Optimizer Dynamics at the Edge of Stability with Differential Privacy
Ayana Hussain, Ricky Fang
TL;DR
This work investigates how differential privacy—implemented via per-example gradient clipping and Gaussian noise—reshapes the optimization dynamics of neural networks. By comparing full-batch GD and Adam with their DP variants on CIFAR-10, the authors track raw and preconditioned sharpness to assess persistence of Edge of Stability (EoS), Edge of Stochastic Stability (EoSS), and Adaptive Edge of Stability (AEoS) regimes. Key findings show that DP generally reduces sharpness and can prevent crossing classical stability thresholds, yet EoS-like patterns persist under certain conditions, with large learning rates and privacy budgets approaching these thresholds. Under DP, DP-GD often stabilizes at finite sharpness levels that depend on ε, while DP-Adam tends to couple raw and preconditioned sharpness at lower values, failing to reach non-private AEoS thresholds; overall, DP induces distinct, privacy-dependent stability regimes and slower convergence, highlighting the need for DP-aware optimization strategies.
Abstract
Deep learning models can reveal sensitive information about individual training examples, and while differential privacy (DP) provides guarantees restricting such leakage, it also alters optimization dynamics in poorly understood ways. We study the training dynamics of neural networks under DP by comparing Gradient Descent (GD), and Adam to their privacy-preserving variants. Prior work shows that these optimizers exhibit distinct stability dynamics: full-batch methods train at the Edge of Stability (EoS), while mini-batch and adaptive methods exhibit analogous edge-of-stability behavior. At these regimes, the training loss and the sharpness--the maximum eigenvalue of the training loss Hessian--exhibit certain characteristic behavior. In DP training, per-example gradient clipping and Gaussian noise modify the update rule, and it is unclear whether these stability patterns persist.

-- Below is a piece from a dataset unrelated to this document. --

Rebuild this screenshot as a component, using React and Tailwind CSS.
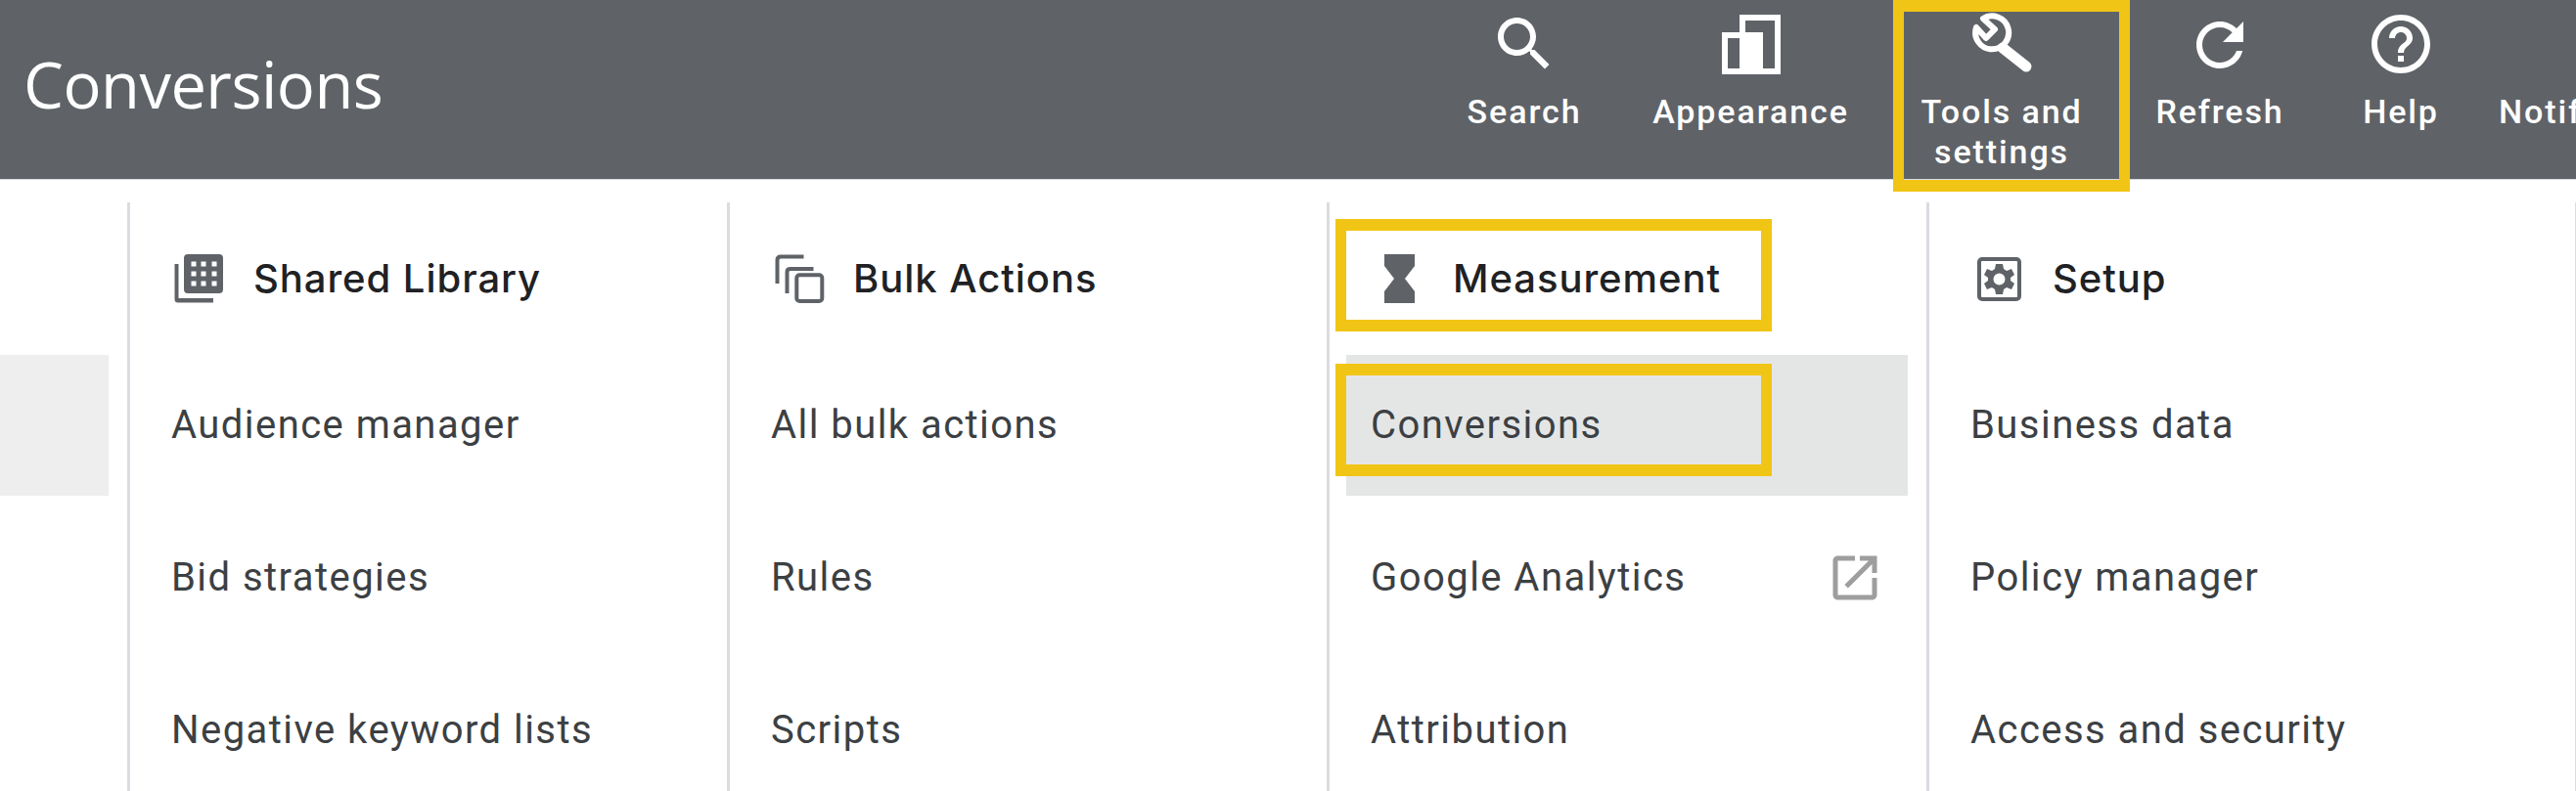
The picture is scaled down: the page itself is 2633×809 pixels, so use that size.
const roboto = "font-['Roboto',sans-serif]";
const yellowBox = "pointer-events-none absolute border-x-[11px] border-y-[12px] border-[#f1c515]";

function SearchIcon() {
  return (
    <svg viewBox="0 0 24 24" className="h-[72px] w-[72px] fill-white">
      <path d="M15.5 14h-.79l-.28-.27C15.41 12.59 16 11.11 16 9.5 16 5.91 13.09 3 9.5 3S3 5.91 3 9.5 5.91 16 9.5 16c1.61 0 3.09-.59 4.23-1.57l.27.28v.79l5 4.99L20.49 19l-4.99-5zm-6 0C7.01 14 5 11.99 5 9.5S7.01 5 9.5 5 14 7.01 14 9.5 11.99 14 9.5 14z" />
    </svg>
  );
}

function AppearanceIcon() {
  return (
    <svg viewBox="0 0 60 61" className="mt-[6px] h-[61px] w-[60px] fill-white">
      <path fillRule="evenodd" d="M0 18H18V0H60V61H0ZM6 24V55H18V24ZM24 6V18H42V55H54V6Z" />
    </svg>
  );
}

function WrenchIcon() {
  return (
    <svg viewBox="-4 4 100 72" className="h-[72px] w-[100px] fill-none stroke-white">
      <path d="M27 14L39 25L30 34L20 23A17 17 0 1 0 27 14Z" strokeWidth="6" strokeLinejoin="round" />
      <path d="M47 44L71 63" strokeWidth="11" strokeLinecap="round" />
    </svg>
  );
}

function RefreshIcon() {
  return (
    <svg viewBox="0 0 24 24" className="mt-px h-[72px] w-[72px] fill-white">
      <path d="M17.65 6.35C16.2 4.9 14.21 4 12 4c-4.42 0-7.99 3.58-7.99 8s3.57 8 7.99 8c3.73 0 6.84-2.55 7.73-6h-2.08c-.82 2.33-3.04 4-5.65 4-3.31 0-6-2.69-6-6s2.69-6 6-6c1.66 0 3.14.69 4.22 1.78L13 11h7V4l-2.35 2.35z" />
    </svg>
  );
}

function HelpIcon() {
  return (
    <svg viewBox="0 0 24 24" className="h-[72px] w-[72px] fill-white">
      <path d="M11 18h2v-2h-2v2zm1-16C6.48 2 2 6.48 2 12s4.48 10 10 10 10-4.48 10-10S17.52 2 12 2zm0 18c-4.41 0-8-3.59-8-8s3.59-8 8-8 8 3.59 8 8-3.59 8-8 8zm0-14c-2.21 0-4 1.79-4 4h2c0-1.1.9-2 2-2s2 .9 2 2c0 2-3 1.75-3 5h2c0-2.25 3-2.5 3-5 0-2.21-1.79-4-4-4z" />
    </svg>
  );
}

function NavItem({ icon, label, width }) {
  return (
    <div className={`relative flex shrink-0 flex-col items-center pt-[9px] ${width}`}>
      <div className="flex h-[72px] items-start justify-center">{icon}</div>
      <div className={`mt-[13px] text-center text-[34px] font-medium leading-[41px] tracking-[1.9px] text-white ${roboto}`}>{label}</div>
    </div>
  );
}

function LibraryIcon() {
  return (
    <svg viewBox="0 0 50 50" className="ml-[3px] h-[50px] w-[50px] fill-[#5f6368]">
      <path fillRule="evenodd" d="M14 0H46Q50 0 50 4V36Q50 40 46 40H14Q10 40 10 36V4Q10 0 14 0ZM17.5 7.5V12.5H22.5V7.5ZM27.5 7.5V12.5H32.5V7.5ZM38.5 7.5V12.5H43.5V7.5ZM17.5 17.5V22.5H22.5V17.5ZM27.5 17.5V22.5H32.5V17.5ZM38.5 17.5V22.5H43.5V17.5ZM17.5 27.5V32.5H22.5V27.5ZM27.5 27.5V32.5H32.5V27.5ZM38.5 27.5V32.5H43.5V27.5Z" />
      <path d="M0.5 10H4.5V45H40V49.5H4Q0.5 49.5 0.5 46Z" />
    </svg>
  );
}

function BulkIcon() {
  return (
    <svg viewBox="0 0 52 50" className="ml-[3px] h-[50px] w-[52px] fill-none stroke-[#5f6368] stroke-[4px]">
      <path d="M3.5 30V6Q3.5 2.5 7 2.5H30.5" />
      <path d="M13.5 40V18Q13.5 15 17 15H40.5" />
      <rect x="23.3" y="21.3" width="26" height="26.7" rx="3" />
    </svg>
  );
}

function HourglassIcon() {
  return (
    <svg viewBox="0 0 31 50" className="ml-[14px] h-[50px] w-[31px] fill-[#5f6368]">
      <path d="M0 0H31V12L21 25L31 38V50H0V38L10 25L0 12Z" />
    </svg>
  );
}

function SetupIcon() {
  return (
    <svg viewBox="0 0 45 45" className="ml-[7px] h-[45px] w-[45px]">
      <rect x="2" y="2" width="41" height="41" rx="3" className="fill-none stroke-[#5f6368] stroke-[4px]" />
      <path className="fill-[#5f6368]" fillRule="evenodd" d="M19 7H26L27 12L30 14L35 12L38 18L34 21V24L38 27L35 33L30 31L27 33L26 38H19L18 33L15 31L10 33L7 27L11 24V21L7 18L10 12L15 14L18 12ZM22.5 16.5A6 6 0 1 0 22.5 28.5A6 6 0 1 0 22.5 16.5Z" />
    </svg>
  );
}

function ExternalIcon() {
  return (
    <svg viewBox="0 0 24 24" className="h-[60px] w-[60px] fill-[#9e9e9e]">
      <path d="M19 19H5V5h7V3H5c-1.11 0-2 .9-2 2v14c0 1.1.89 2 2 2h14c1.1 0 2-.9 2-2v-7h-2v7zM14 3v2h3.59l-9.83 9.83 1.41 1.41L19 6.41V10h2V3h-7z" />
    </svg>
  );
}

function MenuRow({ label, active, trailing, boxed }) {
  return (
    <div className={`relative ml-[17px] mr-[19px] flex h-[144px] shrink-0 items-center justify-between pl-[25px] pr-[24px] ${active ? "bg-[#e4e6e6]" : ""}`}>
      <span className={`text-[40px] tracking-[1.45px] text-[#3c4043] ${roboto}`}>{label}</span>
      {trailing}
      {boxed ? <div className={`${yellowBox} -left-[11px] top-[9px] h-[115px] w-[446px]`} /> : null}
    </div>
  );
}

function MenuColumn({ icon, title, boxed, rows, width, last }) {
  return (
    <section className={`flex shrink-0 flex-col gap-[12px] border-l-[3px] border-[#dadce0] ${width} ${last ? "border-r-[1px]" : ""}`}>
      <div className="relative flex h-[144px] shrink-0 items-center pl-[42px] pt-[12px]">
        <div className="flex w-[84px] justify-start">{icon}</div>
        <h2 className="text-[40px] font-medium tracking-[0.95px] text-[#202124] font-['Inter',sans-serif]">{title}</h2>
        {boxed ? <div className={`${yellowBox} left-[6px] top-[17px] h-[115px] w-[446px]`} /> : null}
      </div>
      {rows}
    </section>
  );
}

export default function App() {
  return (
    <div className="h-[809px] w-[2633px] overflow-hidden bg-white">
      <header className="flex h-[184px] overflow-hidden border-b border-[#dadce0] bg-[#5f6368]">
        <div className="w-[1464px] shrink-0 pl-[24px] pt-[38px]">
          <h1 className="text-[65px] font-normal tracking-[-0.5px] text-white font-['Open_Sans',sans-serif]">Conversions</h1>
        </div>
        <nav className="flex">
          <NavItem width="w-[188px]" icon={<SearchIcon />} label="Search" />
          <NavItem width="w-[275px]" icon={<AppearanceIcon />} label="Appearance" />
          <NavItem width="w-[238px]" icon={<WrenchIcon />} label={<>Tools and<br />settings</>} />
          <NavItem width="w-[208px]" icon={<RefreshIcon />} label="Refresh" />
          <NavItem width="w-[162px]" icon={<HelpIcon />} label="Help" />
          <div className={`whitespace-nowrap pl-[19px] pt-[94px] text-[34px] font-medium leading-[41px] tracking-[1.9px] text-white ${roboto}`}>Notifications</div>
        </nav>
      </header>
      <div className="relative flex">
        <div className={`${yellowBox} -top-[184px] left-[1935px] h-[196px] w-[242px]`} />
        <div className="w-[130px] shrink-0 pt-[179px]">
          <div className="h-[144px] w-[111px] bg-[#eeeeee]" />
        </div>
        <div className="flex pt-[23px]">
          <MenuColumn
            width="w-[613px]"
            icon={<LibraryIcon />}
            title="Shared Library"
            rows={["Audience manager", "Bid strategies", "Negative keyword lists"].map((label) => <MenuRow key={label} label={label} />)}
          />
          <MenuColumn
            width="w-[613px]"
            icon={<BulkIcon />}
            title="Bulk Actions"
            rows={["All bulk actions", "Rules", "Scripts"].map((label) => <MenuRow key={label} label={label} />)}
          />
          <MenuColumn
            width="w-[613px]"
            icon={<HourglassIcon />}
            title="Measurement"
            boxed
            rows={
              <>
                <MenuRow label="Conversions" active boxed />
                <MenuRow label="Google Analytics" trailing={<ExternalIcon />} />
                <MenuRow label="Attribution" />
              </>
            }
          />
          <MenuColumn
            width="w-[664px]"
            last
            icon={<SetupIcon />}
            title="Setup"
            rows={["Business data", "Policy manager", "Access and security"].map((label) => <MenuRow key={label} label={label} />)}
          />
        </div>
      </div>
    </div>
  );
}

We analyze how clipping and noise change sharpness and loss evolution and show that while DP generally reduces the sharpness and can prevent optimizers from fully reaching the classical stability thresholds, patterns from EoS and analogous adaptive methods stability regimes persist, with the largest learning rates and largest privacy budgets approaching, and sometimes exceeding, these thresholds. These findings highlight the unpredictability introduced by DP in neural network optimization.